■ TASK REQUIREMENTS: Can you output the material exactly as written, minus any pictures it holds?
** Start of DATA **
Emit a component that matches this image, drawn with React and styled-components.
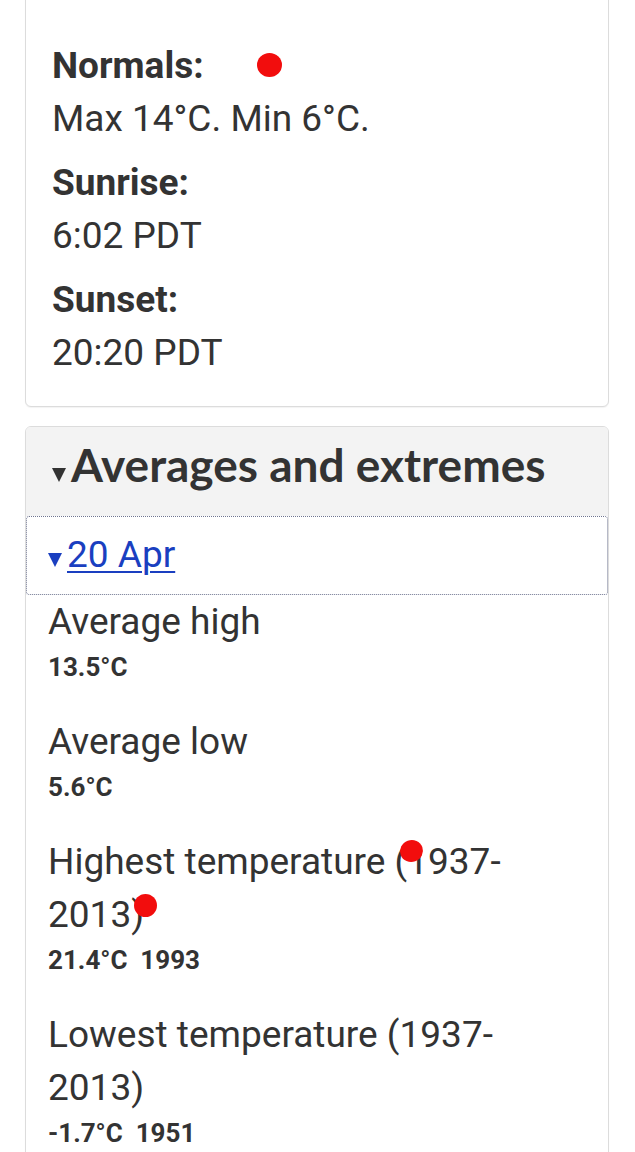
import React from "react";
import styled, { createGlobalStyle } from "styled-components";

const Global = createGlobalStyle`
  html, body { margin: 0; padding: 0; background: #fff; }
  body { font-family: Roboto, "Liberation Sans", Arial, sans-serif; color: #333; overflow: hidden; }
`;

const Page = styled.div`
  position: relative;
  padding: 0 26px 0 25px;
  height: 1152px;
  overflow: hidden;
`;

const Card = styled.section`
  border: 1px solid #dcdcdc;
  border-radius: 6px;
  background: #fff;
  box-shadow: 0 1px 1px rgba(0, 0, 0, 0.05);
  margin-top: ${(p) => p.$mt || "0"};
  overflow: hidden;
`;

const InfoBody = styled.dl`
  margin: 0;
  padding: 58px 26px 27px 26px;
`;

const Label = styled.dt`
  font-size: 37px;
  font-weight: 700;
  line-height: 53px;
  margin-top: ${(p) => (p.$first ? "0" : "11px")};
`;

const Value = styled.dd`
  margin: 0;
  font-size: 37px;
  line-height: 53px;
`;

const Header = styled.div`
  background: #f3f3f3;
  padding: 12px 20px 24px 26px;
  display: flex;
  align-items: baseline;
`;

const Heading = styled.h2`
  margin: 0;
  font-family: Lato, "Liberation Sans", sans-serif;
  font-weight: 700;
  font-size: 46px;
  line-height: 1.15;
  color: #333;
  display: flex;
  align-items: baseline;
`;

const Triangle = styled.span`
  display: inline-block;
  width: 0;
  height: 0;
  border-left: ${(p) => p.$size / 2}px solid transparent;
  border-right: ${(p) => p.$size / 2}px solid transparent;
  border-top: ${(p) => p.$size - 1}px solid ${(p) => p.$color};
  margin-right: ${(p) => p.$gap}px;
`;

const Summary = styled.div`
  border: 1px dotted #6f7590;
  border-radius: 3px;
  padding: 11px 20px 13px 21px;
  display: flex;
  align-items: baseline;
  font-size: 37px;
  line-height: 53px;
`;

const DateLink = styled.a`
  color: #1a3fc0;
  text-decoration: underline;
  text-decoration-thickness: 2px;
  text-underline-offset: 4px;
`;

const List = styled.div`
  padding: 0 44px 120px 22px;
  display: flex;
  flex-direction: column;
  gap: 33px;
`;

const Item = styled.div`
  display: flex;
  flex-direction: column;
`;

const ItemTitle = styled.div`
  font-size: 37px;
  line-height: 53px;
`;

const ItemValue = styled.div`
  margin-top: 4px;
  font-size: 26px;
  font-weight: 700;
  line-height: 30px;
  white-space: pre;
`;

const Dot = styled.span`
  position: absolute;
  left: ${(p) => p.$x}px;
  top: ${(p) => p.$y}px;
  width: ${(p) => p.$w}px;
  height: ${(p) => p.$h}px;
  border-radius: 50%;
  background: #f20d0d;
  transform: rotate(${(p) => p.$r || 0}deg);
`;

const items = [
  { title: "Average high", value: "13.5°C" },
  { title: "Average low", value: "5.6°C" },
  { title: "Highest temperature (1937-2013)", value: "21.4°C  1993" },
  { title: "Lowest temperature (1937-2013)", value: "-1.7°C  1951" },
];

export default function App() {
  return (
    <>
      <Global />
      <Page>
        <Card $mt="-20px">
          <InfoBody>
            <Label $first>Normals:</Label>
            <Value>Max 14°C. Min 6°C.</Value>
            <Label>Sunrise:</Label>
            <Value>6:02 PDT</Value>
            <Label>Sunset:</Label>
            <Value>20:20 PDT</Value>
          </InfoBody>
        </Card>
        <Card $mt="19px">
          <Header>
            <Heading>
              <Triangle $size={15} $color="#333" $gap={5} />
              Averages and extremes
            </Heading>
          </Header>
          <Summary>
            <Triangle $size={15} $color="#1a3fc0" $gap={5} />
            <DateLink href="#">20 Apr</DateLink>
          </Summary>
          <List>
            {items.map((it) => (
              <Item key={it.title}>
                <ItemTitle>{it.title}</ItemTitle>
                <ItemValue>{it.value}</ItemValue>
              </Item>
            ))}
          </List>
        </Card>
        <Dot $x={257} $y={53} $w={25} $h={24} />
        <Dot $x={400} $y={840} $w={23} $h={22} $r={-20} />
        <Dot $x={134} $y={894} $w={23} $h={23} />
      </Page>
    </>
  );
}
** End of DATA **
■ THE REPLY:
Emit a component that matches this image, drawn with React and styled-components.
import React from "react";
import styled, { createGlobalStyle } from "styled-components";

const Global = createGlobalStyle`
  html, body { margin: 0; padding: 0; background: #fff; }
  body { font-family: Roboto, "Liberation Sans", Arial, sans-serif; color: #333; overflow: hidden; }
`;

const Page = styled.div`
  position: relative;
  padding: 0 26px 0 25px;
  height: 1152px;
  overflow: hidden;
`;

const Card = styled.section`
  border: 1px solid #dcdcdc;
  border-radius: 6px;
  background: #fff;
  box-shadow: 0 1px 1px rgba(0, 0, 0, 0.05);
  margin-top: ${(p) => p.$mt || "0"};
  overflow: hidden;
`;

const InfoBody = styled.dl`
  margin: 0;
  padding: 58px 26px 27px 26px;
`;

const Label = styled.dt`
  font-size: 37px;
  font-weight: 700;
  line-height: 53px;
  margin-top: ${(p) => (p.$first ? "0" : "11px")};
`;

const Value = styled.dd`
  margin: 0;
  font-size: 37px;
  line-height: 53px;
`;

const Header = styled.div`
  background: #f3f3f3;
  padding: 12px 20px 24px 26px;
  display: flex;
  align-items: baseline;
`;

const Heading = styled.h2`
  margin: 0;
  font-family: Lato, "Liberation Sans", sans-serif;
  font-weight: 700;
  font-size: 46px;
  line-height: 1.15;
  color: #333;
  display: flex;
  align-items: baseline;
`;

const Triangle = styled.span`
  display: inline-block;
  width: 0;
  height: 0;
  border-left: ${(p) => p.$size / 2}px solid transparent;
  border-right: ${(p) => p.$size / 2}px solid transparent;
  border-top: ${(p) => p.$size - 1}px solid ${(p) => p.$color};
  margin-right: ${(p) => p.$gap}px;
`;

const Summary = styled.div`
  border: 1px dotted #6f7590;
  border-radius: 3px;
  padding: 11px 20px 13px 21px;
  display: flex;
  align-items: baseline;
  font-size: 37px;
  line-height: 53px;
`;

const DateLink = styled.a`
  color: #1a3fc0;
  text-decoration: underline;
  text-decoration-thickness: 2px;
  text-underline-offset: 4px;
`;

const List = styled.div`
  padding: 0 44px 120px 22px;
  display: flex;
  flex-direction: column;
  gap: 33px;
`;

const Item = styled.div`
  display: flex;
  flex-direction: column;
`;

const ItemTitle = styled.div`
  font-size: 37px;
  line-height: 53px;
`;

const ItemValue = styled.div`
  margin-top: 4px;
  font-size: 26px;
  font-weight: 700;
  line-height: 30px;
  white-space: pre;
`;

const Dot = styled.span`
  position: absolute;
  left: ${(p) => p.$x}px;
  top: ${(p) => p.$y}px;
  width: ${(p) => p.$w}px;
  height: ${(p) => p.$h}px;
  border-radius: 50%;
  background: #f20d0d;
  transform: rotate(${(p) => p.$r || 0}deg);
`;

const items = [
  { title: "Average high", value: "13.5°C" },
  { title: "Average low", value: "5.6°C" },
  { title: "Highest temperature (1937-2013)", value: "21.4°C  1993" },
  { title: "Lowest temperature (1937-2013)", value: "-1.7°C  1951" },
];

export default function App() {
  return (
    <>
      <Global />
      <Page>
        <Card $mt="-20px">
          <InfoBody>
            <Label $first>Normals:</Label>
            <Value>Max 14°C. Min 6°C.</Value>
            <Label>Sunrise:</Label>
            <Value>6:02 PDT</Value>
            <Label>Sunset:</Label>
            <Value>20:20 PDT</Value>
          </InfoBody>
        </Card>
        <Card $mt="19px">
          <Header>
            <Heading>
              <Triangle $size={15} $color="#333" $gap={5} />
              Averages and extremes
            </Heading>
          </Header>
          <Summary>
            <Triangle $size={15} $color="#1a3fc0" $gap={5} />
            <DateLink href="#">20 Apr</DateLink>
          </Summary>
          <List>
            {items.map((it) => (
              <Item key={it.title}>
                <ItemTitle>{it.title}</ItemTitle>
                <ItemValue>{it.value}</ItemValue>
              </Item>
            ))}
          </List>
        </Card>
        <Dot $x={257} $y={53} $w={25} $h={24} />
        <Dot $x={400} $y={840} $w={23} $h={22} $r={-20} />
        <Dot $x={134} $y={894} $w={23} $h={23} />
      </Page>
    </>
  );
}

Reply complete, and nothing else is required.